• _What is being asked_
Without the pictures, set down every line of the data exactly.

◇ ◇ ◇ ◇ ◇

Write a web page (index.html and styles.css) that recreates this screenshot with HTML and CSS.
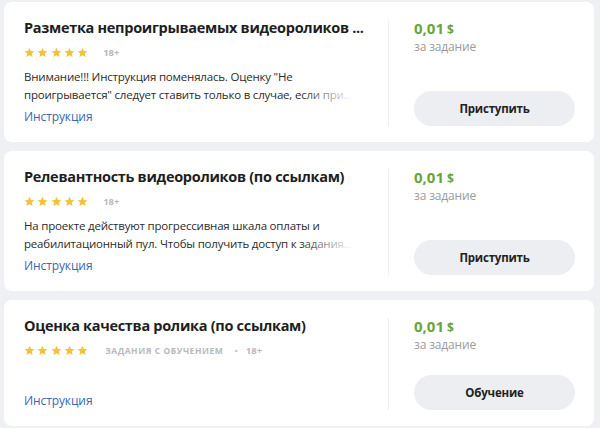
FILE: index.html
```html
<!DOCTYPE html>
<html lang="ru">
<head>
    <meta charset="UTF-8">
    <meta name="viewport" content="width=device-width, initial-scale=1.0">
    <title>Задания</title>
    <link rel="stylesheet" href="styles.css">
</head>
<body>
    <svg class="sprite" xmlns="http://www.w3.org/2000/svg">
        <symbol id="star" viewBox="0 0 24 24">
            <path d="M12 1.5l3.1 7.1 7.7.7-5.8 5.1 1.7 7.6L12 18l-6.7 4 1.7-7.6-5.8-5.1 7.7-.7z"/>
        </symbol>
    </svg>

    <div class="task">
        <div class="task-main">
            <div class="task-title">Разметка непроигрываемых видеороликов ...</div>
            <div class="task-meta">
                <span class="stars">
                    <svg><use href="#star"/></svg><svg><use href="#star"/></svg><svg><use href="#star"/></svg><svg><use href="#star"/></svg><svg><use href="#star"/></svg>
                </span>
                <span class="tag">18+</span>
            </div>
            <div class="task-desc">Внимание!!! Инструкция поменялась. Оценку "Не проигрывается" следует ставить только в случае, если при...</div>
            <a class="task-link" href="#">Инструкция</a>
        </div>
        <div class="task-side">
            <div class="price">0,01<span class="currency">$</span></div>
            <div class="price-note">за задание</div>
            <button class="task-btn">Приступить</button>
        </div>
    </div>

    <div class="task">
        <div class="task-main">
            <div class="task-title">Релевантность видеороликов (по ссылкам)</div>
            <div class="task-meta">
                <span class="stars">
                    <svg><use href="#star"/></svg><svg><use href="#star"/></svg><svg><use href="#star"/></svg><svg><use href="#star"/></svg><svg><use href="#star"/></svg>
                </span>
                <span class="tag">18+</span>
            </div>
            <div class="task-desc">На проекте действуют прогрессивная шкала оплаты и реабилитационный пул. Чтобы получить доступ к задания...</div>
            <a class="task-link" href="#">Инструкция</a>
        </div>
        <div class="task-side">
            <div class="price">0,01<span class="currency">$</span></div>
            <div class="price-note">за задание</div>
            <button class="task-btn">Приступить</button>
        </div>
    </div>

    <div class="task">
        <div class="task-main">
            <div class="task-title">Оценка качества ролика (по ссылкам)</div>
            <div class="task-meta">
                <span class="stars">
                    <svg><use href="#star"/></svg><svg><use href="#star"/></svg><svg><use href="#star"/></svg><svg><use href="#star"/></svg><svg><use href="#star"/></svg>
                </span>
                <span class="tag tag-caps">Задания с обучением</span>
                <span class="dot">•</span>
                <span class="tag tag-after">18+</span>
            </div>
            <a class="task-link" href="#">Инструкция</a>
        </div>
        <div class="task-side">
            <div class="price">0,01<span class="currency">$</span></div>
            <div class="price-note">за задание</div>
            <button class="task-btn">Обучение</button>
        </div>
    </div>
</body>
</html>
```

FILE: styles.css
```css
body {
    margin: 0;
    padding: 2px 6px 0 4px;
    background-color: #eef0f3;
    font-family: "Open Sans", "Liberation Sans", sans-serif;
    color: #222;
    display: flex;
    flex-direction: column;
    gap: 9px;
}

.sprite {
    position: absolute;
    width: 0;
    height: 0;
}

.task {
    display: flex;
    background-color: #fff;
    border-radius: 8px;
    padding: 18px 0 16px 20px;
}

.task-main {
    flex: 1;
    display: flex;
    flex-direction: column;
    padding-right: 24px;
    min-width: 0;
}

.task-title {
    font-size: 14.5px;
    font-weight: 700;
    line-height: 16px;
    letter-spacing: -0.3px;
    color: #1e1e1e;
    white-space: nowrap;
}

.task-meta {
    display: flex;
    align-items: center;
    height: 14px;
    margin-top: 9px;
}

.stars {
    display: flex;
    gap: 2.3px;
}

.stars svg {
    width: 11px;
    height: 11px;
    fill: #f3c23b;
}

.tag {
    margin-left: 15px;
    font-size: 9.5px;
    font-weight: 700;
    color: #b7b9bd;
}

.tag-caps {
    margin-left: 17px;
    font-size: 8.5px;
    text-transform: uppercase;
    letter-spacing: 0.55px;
}

.dot {
    margin-left: 11px;
    font-size: 9px;
    color: #b7b9bd;
}

.tag-after {
    margin-left: 8px;
}

.task-desc {
    position: relative;
    margin-top: 9px;
    font-size: 11.5px;
    line-height: 18px;
    letter-spacing: -0.2px;
    color: #2b2b2b;
}

/* fade on the last line */
.task-desc::after {
    content: "";
    position: absolute;
    right: 0;
    bottom: 0;
    width: 64px;
    height: 18px;
    background: linear-gradient(to right, rgba(255, 255, 255, 0), #fff 85%);
}

.task-link {
    margin-top: auto;
    padding-top: 4px;
    font-size: 12px;
    line-height: 18px;
    letter-spacing: -0.1px;
    color: #3a66b2;
    text-decoration: none;
}

.task-side {
    width: 206px;
    box-sizing: border-box;
    border-left: 1px solid #efefef;
    padding: 0 19px 0 25px;
    display: flex;
    flex-direction: column;
}

.price {
    font-size: 15px;
    font-weight: 700;
    line-height: 17px;
    color: #69a53a;
}

.currency {
    font-size: 12px;
    margin-left: 3px;
}

.price-note {
    font-size: 12px;
    line-height: 17px;
    letter-spacing: -0.15px;
    color: #9b9b9b;
    margin-bottom: 22px;
}

.task-btn {
    margin-top: auto;
    height: 35px;
    flex-shrink: 0;
    border: none;
    border-radius: 18px;
    background-color: #eceef1;
    font-family: inherit;
    font-size: 11.5px;
    font-weight: 700;
    letter-spacing: -0.2px;
    color: #222;
    cursor: pointer;
}
```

◇ ◇ ◇ ◇ ◇

• _Task response_
Write a web page (index.html and styles.css) that recreates this screenshot with HTML and CSS.
FILE: index.html
```html
<!DOCTYPE html>
<html lang="ru">
<head>
    <meta charset="UTF-8">
    <meta name="viewport" content="width=device-width, initial-scale=1.0">
    <title>Задания</title>
    <link rel="stylesheet" href="styles.css">
</head>
<body>
    <svg class="sprite" xmlns="http://www.w3.org/2000/svg">
        <symbol id="star" viewBox="0 0 24 24">
            <path d="M12 1.5l3.1 7.1 7.7.7-5.8 5.1 1.7 7.6L12 18l-6.7 4 1.7-7.6-5.8-5.1 7.7-.7z"/>
        </symbol>
    </svg>

    <div class="task">
        <div class="task-main">
            <div class="task-title">Разметка непроигрываемых видеороликов ...</div>
            <div class="task-meta">
                <span class="stars">
                    <svg><use href="#star"/></svg><svg><use href="#star"/></svg><svg><use href="#star"/></svg><svg><use href="#star"/></svg><svg><use href="#star"/></svg>
                </span>
                <span class="tag">18+</span>
            </div>
            <div class="task-desc">Внимание!!! Инструкция поменялась. Оценку "Не проигрывается" следует ставить только в случае, если при...</div>
            <a class="task-link" href="#">Инструкция</a>
        </div>
        <div class="task-side">
            <div class="price">0,01<span class="currency">$</span></div>
            <div class="price-note">за задание</div>
            <button class="task-btn">Приступить</button>
        </div>
    </div>

    <div class="task">
        <div class="task-main">
            <div class="task-title">Релевантность видеороликов (по ссылкам)</div>
            <div class="task-meta">
                <span class="stars">
                    <svg><use href="#star"/></svg><svg><use href="#star"/></svg><svg><use href="#star"/></svg><svg><use href="#star"/></svg><svg><use href="#star"/></svg>
                </span>
                <span class="tag">18+</span>
            </div>
            <div class="task-desc">На проекте действуют прогрессивная шкала оплаты и реабилитационный пул. Чтобы получить доступ к задания...</div>
            <a class="task-link" href="#">Инструкция</a>
        </div>
        <div class="task-side">
            <div class="price">0,01<span class="currency">$</span></div>
            <div class="price-note">за задание</div>
            <button class="task-btn">Приступить</button>
        </div>
    </div>

    <div class="task">
        <div class="task-main">
            <div class="task-title">Оценка качества ролика (по ссылкам)</div>
            <div class="task-meta">
                <span class="stars">
                    <svg><use href="#star"/></svg><svg><use href="#star"/></svg><svg><use href="#star"/></svg><svg><use href="#star"/></svg><svg><use href="#star"/></svg>
                </span>
                <span class="tag tag-caps">Задания с обучением</span>
                <span class="dot">•</span>
                <span class="tag tag-after">18+</span>
            </div>
            <a class="task-link" href="#">Инструкция</a>
        </div>
        <div class="task-side">
            <div class="price">0,01<span class="currency">$</span></div>
            <div class="price-note">за задание</div>
            <button class="task-btn">Обучение</button>
        </div>
    </div>
</body>
</html>
```

FILE: styles.css
```css
body {
    margin: 0;
    padding: 2px 6px 0 4px;
    background-color: #eef0f3;
    font-family: "Open Sans", "Liberation Sans", sans-serif;
    color: #222;
    display: flex;
    flex-direction: column;
    gap: 9px;
}

.sprite {
    position: absolute;
    width: 0;
    height: 0;
}

.task {
    display: flex;
    background-color: #fff;
    border-radius: 8px;
    padding: 18px 0 16px 20px;
}

.task-main {
    flex: 1;
    display: flex;
    flex-direction: column;
    padding-right: 24px;
    min-width: 0;
}

.task-title {
    font-size: 14.5px;
    font-weight: 700;
    line-height: 16px;
    letter-spacing: -0.3px;
    color: #1e1e1e;
    white-space: nowrap;
}

.task-meta {
    display: flex;
    align-items: center;
    height: 14px;
    margin-top: 9px;
}

.stars {
    display: flex;
    gap: 2.3px;
}

.stars svg {
    width: 11px;
    height: 11px;
    fill: #f3c23b;
}

.tag {
    margin-left: 15px;
    font-size: 9.5px;
    font-weight: 700;
    color: #b7b9bd;
}

.tag-caps {
    margin-left: 17px;
    font-size: 8.5px;
    text-transform: uppercase;
    letter-spacing: 0.55px;
}

.dot {
    margin-left: 11px;
    font-size: 9px;
    color: #b7b9bd;
}

.tag-after {
    margin-left: 8px;
}

.task-desc {
    position: relative;
    margin-top: 9px;
    font-size: 11.5px;
    line-height: 18px;
    letter-spacing: -0.2px;
    color: #2b2b2b;
}

/* fade on the last line */
.task-desc::after {
    content: "";
    position: absolute;
    right: 0;
    bottom: 0;
    width: 64px;
    height: 18px;
    background: linear-gradient(to right, rgba(255, 255, 255, 0), #fff 85%);
}

.task-link {
    margin-top: auto;
    padding-top: 4px;
    font-size: 12px;
    line-height: 18px;
    letter-spacing: -0.1px;
    color: #3a66b2;
    text-decoration: none;
}

.task-side {
    width: 206px;
    box-sizing: border-box;
    border-left: 1px solid #efefef;
    padding: 0 19px 0 25px;
    display: flex;
    flex-direction: column;
}

.price {
    font-size: 15px;
    font-weight: 700;
    line-height: 17px;
    color: #69a53a;
}

.currency {
    font-size: 12px;
    margin-left: 3px;
}

.price-note {
    font-size: 12px;
    line-height: 17px;
    letter-spacing: -0.15px;
    color: #9b9b9b;
    margin-bottom: 22px;
}

.task-btn {
    margin-top: auto;
    height: 35px;
    flex-shrink: 0;
    border: none;
    border-radius: 18px;
    background-color: #eceef1;
    font-family: inherit;
    font-size: 11.5px;
    font-weight: 700;
    letter-spacing: -0.2px;
    color: #222;
    cursor: pointer;
}
```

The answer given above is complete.